I have changed my MO for growing dahlias, and now plant tubers standing more or less upright in small, deep containers, such as yogurt quarts, Dixie cups, and recycled plastic pots from annuals.
What is a weed?
There is a well-worn quote from Ralph Waldo Emerson, “A weed is but a plant whose virtues remain undiscovered.” This story (n.pr/3K3ocvT) is about just that, and is from somewhere far away; but it reveals what is probably the case everywhere. There are unexpected connections throughout the biosphere, connections we unwittingly destroy while in thrall to some useless philosophy, connections unwittingly or unknowingly destroyed or ignored in favor of ideas that are literally barren.
Under colonial administration, farmers in Senegal and throughout the semi-arid Sahel region of mid-Africa had been encouraged over several generations to destroy a persistently thriving weed that occurred in their smallholdings and subsistence plots.
The theory was the weeds, Guiera senegalensis, must have been competing for scarce growing resources in the harsh environment. The desired crops, such as millet, cabbage, peppers, and eggplant and other subsistence crops, would yield better if the bushes were removed.
The guiera proved difficult to eradicate; the roots went very deep. In someone’s genius flash of insight, it was hypothesized that perhaps those deep roots were able to gain access to moisture that the surface rooted crops could utilize. “Keep the shrubs. Prune them, trim them down to ground level, plant your crops around and even right over them — the deep roots of the shrubs won’t mind.” It goes even further: “Plant more shrubs in your fields, to the tune of about one per three square feet.”
Senegalese and Ohio State University guiera researchers have shown the plants draw up more water for crops, through a process called hydraulic lift, also known as hydraulic redistribution. The guiera form “fertility islands” by locking in topsoil, cooling the surroundings, and bringing up water.

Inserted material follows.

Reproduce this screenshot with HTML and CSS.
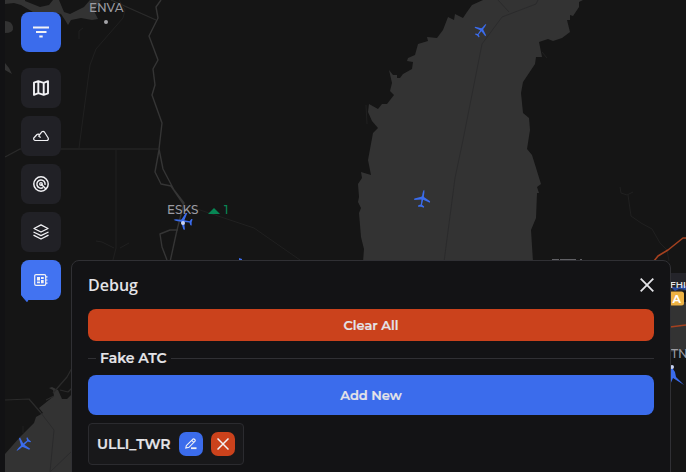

Farmers are encouraged to prune the bushes hard and to spread their shredded leaves and branches on the ground, providing fertilizing biomass. Their small stature allows planted crops to grow right among them. Plots companioned with guiera outproduce those cultivated conventionally.
Unintended consequences
Another story of unintended consequences is told in “Finding the Mother Tree,” by Suzanne Simard, professor of forest ecology. It’s an often horrifying tale of the management of North America’s boreal forests under the forestry industry; and of the destructive principles under which it has operated. Simard and others may revise that story due to their research (nyti.ms/3Hwu1Ah), but it will take time. I recommend “Finding the Mother Tree.”
How many other botanical and ecological partnerships are being dismantled and destroyed by misguided approaches to the natural world? From eliminating competition to clear-cutting the woods to endless herbicides, leaf blowing and biomass removal? We do not know.